Полет у них плавный, с короткими остановками, но без рывков и резких бросков. Он и стремителен и нетороплив одновременно. Великолепен синхронный полет пары, когда обе птицы то планируют крыло о крыло, то, разогнавшись несколькими энергичными взмахами, проносятся рядом, сложив крылья. Их охота похожа скорее на воздушные игры или состязания в ловкости, в разнообразии фигур пилотажа. В ней нет торопливости и погони и не бывает промахов. Ни у одного самого проворного, самого быстрого насекомого нет ни единого шанса увильнуть от клюва щурки. Особенно эффектно нападение снизу, которое завершается броском снайперской точности. Щурка, заметив издали летящую добычу, резко набирает высоту и скорость, а последние полтора-два метра проносится с прижатыми к телу крыльями, уверенно и аккуратно беря жертву кончиками клюва в рассчитанной точке траектории,— будто стрела вонзается в центр неподвижной мишени.
Добычу птица проглатывает целиком, лишь немного помяв ее клювом.
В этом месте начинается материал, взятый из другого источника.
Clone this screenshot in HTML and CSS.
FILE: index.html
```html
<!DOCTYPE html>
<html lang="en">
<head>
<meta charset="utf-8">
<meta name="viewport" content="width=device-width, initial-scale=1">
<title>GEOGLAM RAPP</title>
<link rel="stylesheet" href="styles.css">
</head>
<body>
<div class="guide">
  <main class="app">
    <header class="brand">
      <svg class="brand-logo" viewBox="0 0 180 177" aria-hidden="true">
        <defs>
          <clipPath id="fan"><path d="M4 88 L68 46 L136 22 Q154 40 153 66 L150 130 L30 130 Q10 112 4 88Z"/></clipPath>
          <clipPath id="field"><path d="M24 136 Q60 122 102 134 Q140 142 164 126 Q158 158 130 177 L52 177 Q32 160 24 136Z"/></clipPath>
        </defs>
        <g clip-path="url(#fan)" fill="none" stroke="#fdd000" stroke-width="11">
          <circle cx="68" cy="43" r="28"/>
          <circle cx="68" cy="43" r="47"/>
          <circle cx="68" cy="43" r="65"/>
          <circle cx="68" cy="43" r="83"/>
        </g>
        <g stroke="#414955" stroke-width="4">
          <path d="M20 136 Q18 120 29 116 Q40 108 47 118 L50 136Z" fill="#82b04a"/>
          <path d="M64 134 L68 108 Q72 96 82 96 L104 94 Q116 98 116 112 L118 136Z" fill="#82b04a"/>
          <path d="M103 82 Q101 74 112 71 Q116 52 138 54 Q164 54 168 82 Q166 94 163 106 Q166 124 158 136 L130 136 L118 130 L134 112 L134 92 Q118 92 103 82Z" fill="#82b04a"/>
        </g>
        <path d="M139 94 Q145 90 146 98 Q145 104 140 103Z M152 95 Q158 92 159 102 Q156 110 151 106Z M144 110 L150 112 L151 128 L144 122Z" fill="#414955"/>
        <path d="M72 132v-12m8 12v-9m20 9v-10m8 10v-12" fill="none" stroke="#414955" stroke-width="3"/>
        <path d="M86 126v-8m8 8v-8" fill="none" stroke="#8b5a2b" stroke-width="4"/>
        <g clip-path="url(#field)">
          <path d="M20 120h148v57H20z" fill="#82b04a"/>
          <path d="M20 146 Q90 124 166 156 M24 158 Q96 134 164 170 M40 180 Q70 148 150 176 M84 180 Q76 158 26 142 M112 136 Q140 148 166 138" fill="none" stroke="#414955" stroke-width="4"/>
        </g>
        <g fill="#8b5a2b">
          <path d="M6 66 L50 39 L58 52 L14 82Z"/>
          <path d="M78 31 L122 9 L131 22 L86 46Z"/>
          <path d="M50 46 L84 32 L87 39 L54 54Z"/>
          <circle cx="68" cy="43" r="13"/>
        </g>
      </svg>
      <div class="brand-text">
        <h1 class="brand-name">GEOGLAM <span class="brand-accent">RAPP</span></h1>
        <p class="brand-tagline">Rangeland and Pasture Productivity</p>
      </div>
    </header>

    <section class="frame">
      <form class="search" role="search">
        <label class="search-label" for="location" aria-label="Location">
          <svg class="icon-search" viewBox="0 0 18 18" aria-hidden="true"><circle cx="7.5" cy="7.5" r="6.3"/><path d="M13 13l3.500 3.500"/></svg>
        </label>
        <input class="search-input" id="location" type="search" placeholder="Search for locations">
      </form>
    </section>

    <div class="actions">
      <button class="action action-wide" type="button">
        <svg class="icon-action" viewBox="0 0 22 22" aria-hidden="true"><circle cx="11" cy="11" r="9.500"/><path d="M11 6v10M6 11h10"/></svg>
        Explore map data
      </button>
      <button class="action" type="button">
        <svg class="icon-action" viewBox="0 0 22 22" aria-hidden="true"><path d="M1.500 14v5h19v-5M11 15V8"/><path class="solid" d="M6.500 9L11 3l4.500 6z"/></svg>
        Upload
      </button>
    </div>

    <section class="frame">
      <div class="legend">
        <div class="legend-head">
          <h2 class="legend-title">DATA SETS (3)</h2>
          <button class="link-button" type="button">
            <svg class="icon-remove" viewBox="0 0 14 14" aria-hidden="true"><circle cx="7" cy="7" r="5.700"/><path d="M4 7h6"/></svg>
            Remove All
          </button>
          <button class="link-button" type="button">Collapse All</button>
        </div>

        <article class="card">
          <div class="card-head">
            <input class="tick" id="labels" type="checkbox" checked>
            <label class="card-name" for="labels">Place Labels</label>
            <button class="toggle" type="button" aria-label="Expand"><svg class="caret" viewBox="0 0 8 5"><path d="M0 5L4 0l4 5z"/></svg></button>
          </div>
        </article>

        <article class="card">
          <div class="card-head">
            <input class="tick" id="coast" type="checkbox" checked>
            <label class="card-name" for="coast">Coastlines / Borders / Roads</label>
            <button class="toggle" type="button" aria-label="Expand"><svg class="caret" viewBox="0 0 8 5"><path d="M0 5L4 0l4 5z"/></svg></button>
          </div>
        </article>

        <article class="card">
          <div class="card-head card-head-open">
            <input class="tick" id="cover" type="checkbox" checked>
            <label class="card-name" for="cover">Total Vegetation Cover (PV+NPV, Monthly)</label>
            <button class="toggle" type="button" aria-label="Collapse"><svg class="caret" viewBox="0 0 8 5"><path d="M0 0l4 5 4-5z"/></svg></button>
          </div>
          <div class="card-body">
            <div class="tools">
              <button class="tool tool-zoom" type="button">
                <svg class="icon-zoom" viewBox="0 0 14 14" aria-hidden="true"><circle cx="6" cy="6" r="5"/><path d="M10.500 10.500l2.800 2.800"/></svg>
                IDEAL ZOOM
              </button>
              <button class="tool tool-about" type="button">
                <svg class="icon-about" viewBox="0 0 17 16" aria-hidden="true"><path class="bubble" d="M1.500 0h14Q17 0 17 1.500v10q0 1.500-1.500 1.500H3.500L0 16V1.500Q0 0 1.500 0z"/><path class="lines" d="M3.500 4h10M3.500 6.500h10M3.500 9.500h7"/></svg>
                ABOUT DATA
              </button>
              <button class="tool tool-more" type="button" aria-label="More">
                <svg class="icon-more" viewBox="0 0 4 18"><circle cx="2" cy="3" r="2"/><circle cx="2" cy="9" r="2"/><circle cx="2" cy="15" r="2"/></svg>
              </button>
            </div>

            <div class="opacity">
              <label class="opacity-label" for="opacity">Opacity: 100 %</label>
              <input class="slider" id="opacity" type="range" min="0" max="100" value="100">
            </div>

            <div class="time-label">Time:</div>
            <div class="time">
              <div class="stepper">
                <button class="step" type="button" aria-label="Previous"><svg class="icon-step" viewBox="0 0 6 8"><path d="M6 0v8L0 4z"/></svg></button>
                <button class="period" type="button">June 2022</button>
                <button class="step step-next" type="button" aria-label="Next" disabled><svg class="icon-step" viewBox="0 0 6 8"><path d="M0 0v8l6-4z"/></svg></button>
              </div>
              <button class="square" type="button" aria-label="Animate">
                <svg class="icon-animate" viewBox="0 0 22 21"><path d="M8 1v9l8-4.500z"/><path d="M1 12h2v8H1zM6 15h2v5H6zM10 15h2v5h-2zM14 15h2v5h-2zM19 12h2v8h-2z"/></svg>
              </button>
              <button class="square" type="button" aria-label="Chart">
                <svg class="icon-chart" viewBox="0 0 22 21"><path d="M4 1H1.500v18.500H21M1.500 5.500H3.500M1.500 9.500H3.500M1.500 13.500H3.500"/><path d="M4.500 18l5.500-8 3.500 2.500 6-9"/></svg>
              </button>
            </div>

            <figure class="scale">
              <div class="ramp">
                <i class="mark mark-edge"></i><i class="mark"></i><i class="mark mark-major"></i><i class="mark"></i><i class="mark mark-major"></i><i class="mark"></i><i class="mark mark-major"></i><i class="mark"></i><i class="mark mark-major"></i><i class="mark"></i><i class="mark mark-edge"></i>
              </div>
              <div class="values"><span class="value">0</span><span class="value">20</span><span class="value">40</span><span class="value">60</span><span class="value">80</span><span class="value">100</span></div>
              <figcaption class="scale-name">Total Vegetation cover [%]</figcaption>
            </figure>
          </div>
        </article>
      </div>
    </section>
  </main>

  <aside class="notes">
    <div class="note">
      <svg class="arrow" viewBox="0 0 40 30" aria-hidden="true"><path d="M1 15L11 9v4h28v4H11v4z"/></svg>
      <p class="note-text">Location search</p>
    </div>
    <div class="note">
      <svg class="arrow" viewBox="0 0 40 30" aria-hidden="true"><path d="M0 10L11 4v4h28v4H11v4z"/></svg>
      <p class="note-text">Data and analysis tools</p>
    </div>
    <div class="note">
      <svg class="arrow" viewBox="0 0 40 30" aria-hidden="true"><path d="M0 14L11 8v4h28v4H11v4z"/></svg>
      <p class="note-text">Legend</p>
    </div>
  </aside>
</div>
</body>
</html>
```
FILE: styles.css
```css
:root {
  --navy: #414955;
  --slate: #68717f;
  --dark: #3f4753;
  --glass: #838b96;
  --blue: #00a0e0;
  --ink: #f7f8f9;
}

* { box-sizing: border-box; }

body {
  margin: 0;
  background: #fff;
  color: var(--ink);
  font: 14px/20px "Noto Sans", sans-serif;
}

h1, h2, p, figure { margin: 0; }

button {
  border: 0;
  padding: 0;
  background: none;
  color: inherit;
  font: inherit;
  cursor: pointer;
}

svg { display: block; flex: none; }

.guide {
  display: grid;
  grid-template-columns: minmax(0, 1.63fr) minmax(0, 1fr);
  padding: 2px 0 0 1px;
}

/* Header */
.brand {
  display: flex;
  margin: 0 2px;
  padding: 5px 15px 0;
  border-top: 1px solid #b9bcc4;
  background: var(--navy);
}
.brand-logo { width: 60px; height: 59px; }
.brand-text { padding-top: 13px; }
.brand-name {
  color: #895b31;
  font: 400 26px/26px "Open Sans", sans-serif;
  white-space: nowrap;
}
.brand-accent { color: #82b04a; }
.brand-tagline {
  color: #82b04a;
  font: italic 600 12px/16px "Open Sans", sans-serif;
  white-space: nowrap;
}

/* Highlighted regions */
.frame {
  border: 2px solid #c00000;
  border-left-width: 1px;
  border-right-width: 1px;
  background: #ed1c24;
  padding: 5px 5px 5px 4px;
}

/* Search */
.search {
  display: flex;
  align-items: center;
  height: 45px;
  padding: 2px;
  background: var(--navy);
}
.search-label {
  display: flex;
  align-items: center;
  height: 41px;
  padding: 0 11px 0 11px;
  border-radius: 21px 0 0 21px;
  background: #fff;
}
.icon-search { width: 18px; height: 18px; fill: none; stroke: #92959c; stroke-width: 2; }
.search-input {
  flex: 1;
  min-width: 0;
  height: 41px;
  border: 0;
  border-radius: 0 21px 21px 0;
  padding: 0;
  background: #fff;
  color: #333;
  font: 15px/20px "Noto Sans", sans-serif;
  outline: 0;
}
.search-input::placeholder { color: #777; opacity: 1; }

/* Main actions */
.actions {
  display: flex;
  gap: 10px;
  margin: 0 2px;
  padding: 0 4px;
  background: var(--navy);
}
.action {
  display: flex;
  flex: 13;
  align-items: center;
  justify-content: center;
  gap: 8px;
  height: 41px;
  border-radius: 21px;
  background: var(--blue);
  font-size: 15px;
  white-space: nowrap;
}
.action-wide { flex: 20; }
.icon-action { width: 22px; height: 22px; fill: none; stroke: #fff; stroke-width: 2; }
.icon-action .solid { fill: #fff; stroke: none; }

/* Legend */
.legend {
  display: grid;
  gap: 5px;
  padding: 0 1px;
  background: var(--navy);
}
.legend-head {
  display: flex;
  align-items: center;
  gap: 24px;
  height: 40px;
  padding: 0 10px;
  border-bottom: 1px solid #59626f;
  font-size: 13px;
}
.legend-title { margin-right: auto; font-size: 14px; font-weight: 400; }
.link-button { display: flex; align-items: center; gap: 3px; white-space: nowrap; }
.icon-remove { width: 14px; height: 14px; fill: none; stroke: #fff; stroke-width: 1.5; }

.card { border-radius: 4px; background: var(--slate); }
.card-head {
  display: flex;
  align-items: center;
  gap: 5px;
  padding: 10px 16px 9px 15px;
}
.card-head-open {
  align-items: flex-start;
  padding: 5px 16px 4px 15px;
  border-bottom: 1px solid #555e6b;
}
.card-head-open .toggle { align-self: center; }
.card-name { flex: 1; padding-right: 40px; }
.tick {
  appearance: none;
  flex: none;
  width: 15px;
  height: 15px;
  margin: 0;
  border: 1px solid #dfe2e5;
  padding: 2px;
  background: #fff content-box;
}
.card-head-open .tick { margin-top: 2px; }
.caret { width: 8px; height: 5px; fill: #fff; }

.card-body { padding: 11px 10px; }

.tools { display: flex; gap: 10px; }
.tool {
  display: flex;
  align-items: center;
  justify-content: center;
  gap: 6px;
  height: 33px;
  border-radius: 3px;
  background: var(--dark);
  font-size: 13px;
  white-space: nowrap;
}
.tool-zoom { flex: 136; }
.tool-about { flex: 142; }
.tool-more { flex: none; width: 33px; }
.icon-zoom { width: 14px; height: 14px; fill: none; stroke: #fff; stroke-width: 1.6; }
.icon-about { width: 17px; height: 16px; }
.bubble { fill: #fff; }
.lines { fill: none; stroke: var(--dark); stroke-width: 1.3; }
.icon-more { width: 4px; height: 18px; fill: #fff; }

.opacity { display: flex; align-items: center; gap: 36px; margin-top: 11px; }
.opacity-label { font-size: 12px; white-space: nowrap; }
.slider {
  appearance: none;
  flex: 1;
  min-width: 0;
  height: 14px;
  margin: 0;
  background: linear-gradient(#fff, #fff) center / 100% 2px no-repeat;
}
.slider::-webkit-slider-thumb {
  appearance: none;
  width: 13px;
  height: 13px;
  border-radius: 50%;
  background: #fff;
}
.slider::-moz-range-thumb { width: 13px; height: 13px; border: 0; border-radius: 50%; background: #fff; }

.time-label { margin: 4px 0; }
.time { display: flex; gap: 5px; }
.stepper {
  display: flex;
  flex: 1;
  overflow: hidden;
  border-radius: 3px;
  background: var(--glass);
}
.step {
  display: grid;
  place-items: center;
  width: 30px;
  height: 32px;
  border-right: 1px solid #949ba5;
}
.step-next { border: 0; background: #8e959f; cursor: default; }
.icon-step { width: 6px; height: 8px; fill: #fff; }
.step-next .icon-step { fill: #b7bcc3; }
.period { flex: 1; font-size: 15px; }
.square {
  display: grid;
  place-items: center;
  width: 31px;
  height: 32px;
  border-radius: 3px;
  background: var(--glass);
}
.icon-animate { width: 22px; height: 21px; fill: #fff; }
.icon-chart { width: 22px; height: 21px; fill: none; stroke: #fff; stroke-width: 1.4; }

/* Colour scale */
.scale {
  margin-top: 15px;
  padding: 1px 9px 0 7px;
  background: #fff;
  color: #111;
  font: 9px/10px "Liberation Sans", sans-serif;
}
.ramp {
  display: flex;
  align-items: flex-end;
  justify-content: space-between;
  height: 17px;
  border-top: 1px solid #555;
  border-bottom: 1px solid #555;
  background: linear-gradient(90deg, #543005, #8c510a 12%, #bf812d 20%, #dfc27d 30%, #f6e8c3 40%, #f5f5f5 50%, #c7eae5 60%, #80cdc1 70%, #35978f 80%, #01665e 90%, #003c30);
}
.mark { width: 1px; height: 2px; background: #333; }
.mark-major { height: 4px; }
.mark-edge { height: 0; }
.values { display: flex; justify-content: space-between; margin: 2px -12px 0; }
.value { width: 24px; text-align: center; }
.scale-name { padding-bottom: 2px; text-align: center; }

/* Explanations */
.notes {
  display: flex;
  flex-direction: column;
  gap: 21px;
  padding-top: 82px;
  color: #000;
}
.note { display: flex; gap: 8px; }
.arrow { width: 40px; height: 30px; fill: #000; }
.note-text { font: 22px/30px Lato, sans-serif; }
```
В таком же виде отдает ее и птенцам.
В совершенстве владея искусством полета, щурка не испытывает потребности ходить, и, если бы не родительская забота, то, возможно, за всю свою жизнь птица не прошла бы пешком и метра. Однако за месяц, пока птенцы сидят в норе, каждый из родителей, нося им корм, просеменит по длинному лазу поболее километра. Причем идти и пятиться щурки, как и все постоянные или временные жители нор, могут с одинаковой скоростью, поэтому часто выходят из норы хвостом вперед.